1. Here are the quotes that are in seeming contradiction regarding what the Pevensies forgot (Lion Witch Wardrobe XVII):
a. "...they lived in great joy and if ever they remembered their life in this world it was only as one remembers a dream."
b. Then the story goes on to say that at first the kings and queens did not recognize the lamp post and marveled at seeing "a tree of iron" or, on closer inspection, "a pillar of iron with a lantern set on the top thereof"
c. ...and yet at the celebration at Anvard Lucy was able to recite "the tale of the Wardrobe and how she and King Edmund and Queen Susan and Peter the High King had first come into Narnia..." (Horse and His Boy XV)

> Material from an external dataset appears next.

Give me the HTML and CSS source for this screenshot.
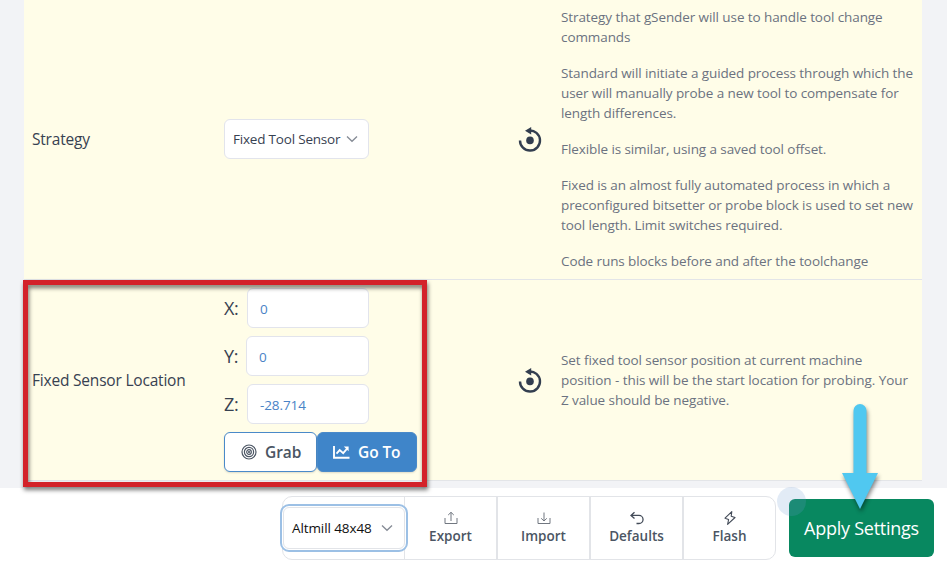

Regarding (1a), I do not see this claim as incongruent with Lucy's recounting the tale of the Wardrobe. For example, I do not often think back on my childhood in the South, but when I do, much of it seems so far away; I know this and that happened but much of it is a blur of random scenes. Perhaps Lucy's memories before coming to Narnia were like that: faded in the light of the reality of Narnia, just as my childhood memories do not have the depth of experiential reality of my recent life serving with my husband in various churches or raising our children. I do not live looking back.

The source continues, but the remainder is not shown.